San Lorenzo, at 22 Beauchamp Place in Knightsbridge, is the oldest of the three by a margin. The Bernis opened it on 17 October 1963 — Princess Diana's preferred Italian, Mick Jagger's regular table, the celebrated celebrity canteen of 1980s London. The Beauchamp Place room reopened after renovation as Osteria San Lorenzo and now operates the private rooms upstairs on a closer-to-members'-only logic than the original ever did. The address has, in 2026, become the room the Knightsbridge principal uses for the lunch that Annabel's would feel too theatrical to host. The rooms are small, the wine list is the most carefully kept in SW3, and the door has, after sixty-three years, returned to the discretion the Bernis family originally built it on.

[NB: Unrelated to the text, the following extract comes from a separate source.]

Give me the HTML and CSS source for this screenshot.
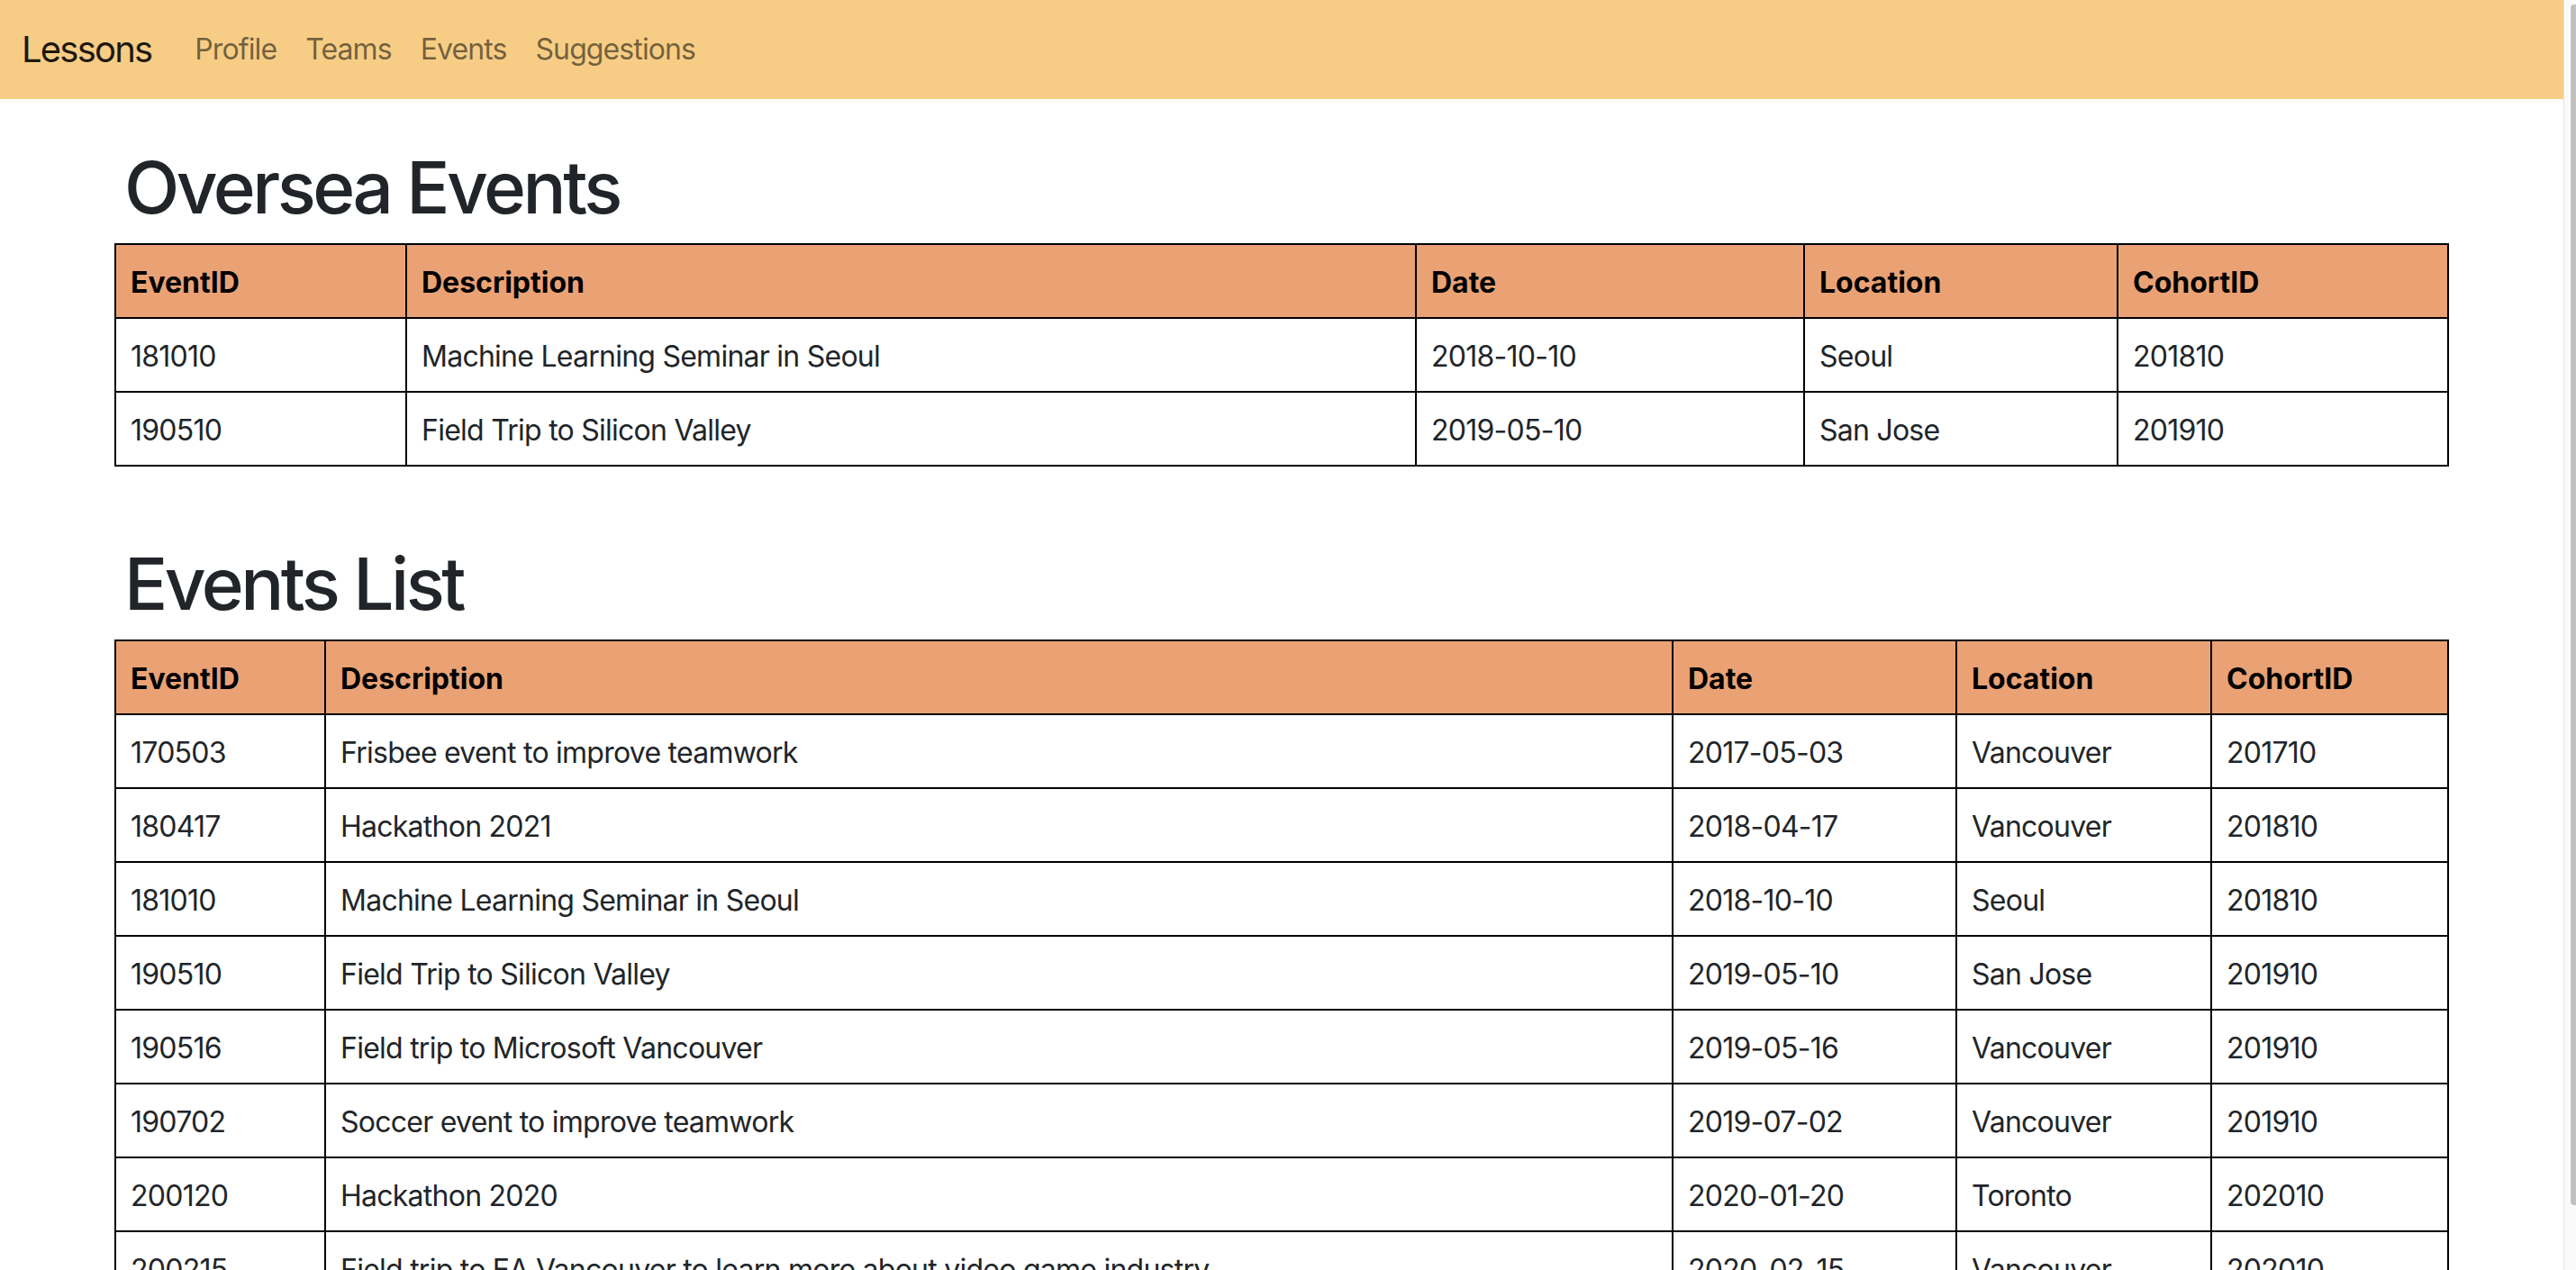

The Twenty Two, at 22 Grosvenor Square, opened in 2022 as a 31-bedroom hotel with a members' club operating across the ground and lower ground floors. Natalia Miyar's interior — opulent, maximalist, paying tribute to the 18th-century French rooms the Edwardian manor was originally built to evoke — has produced the most photographed new room in Mayfair, which is the precise opposite of the discretion the older clubs operate on. The Twenty Two is, by design, the room you take the visiting principal to when they expect London to look like London. The Music Room and the Vault Bar run the late evening. The hotel keys overhead solve the after-hours geometry that Annabel's, with no rooms upstairs, has never been able to address.

Annabel's is not finished — 14,000 names on the reported waitlist, the chandelier in the window still does its work. What has happened, over the four years since the Twenty Two opened and the longer arc that produced Mortimer House and the San Lorenzo renaissance, is that the London map has fractured by neighbourhood and by hour. The Mayfair principal who once took three evenings a week at Annabel's now distributes those evenings across the three quieter rooms. The visiting client gets Annabel's on Friday because Annabel's photographs. The Tuesday lunch happens at Beauchamp Place. The Wednesday dinner happens at Mortimer Street. The hotel night, when the visiting principal stays over, happens at the Twenty Two.

Robin Birley's two rooms — 5 Hertford Street and Oswald's — sit above all four addresses in pure exclusivity terms, and remain a separate conversation. The trio is doing something different: redistributing the city's social geography away from a single Berkeley Square address. The map has moved. The chandelier is still on Berkeley Square. The conversation is no longer.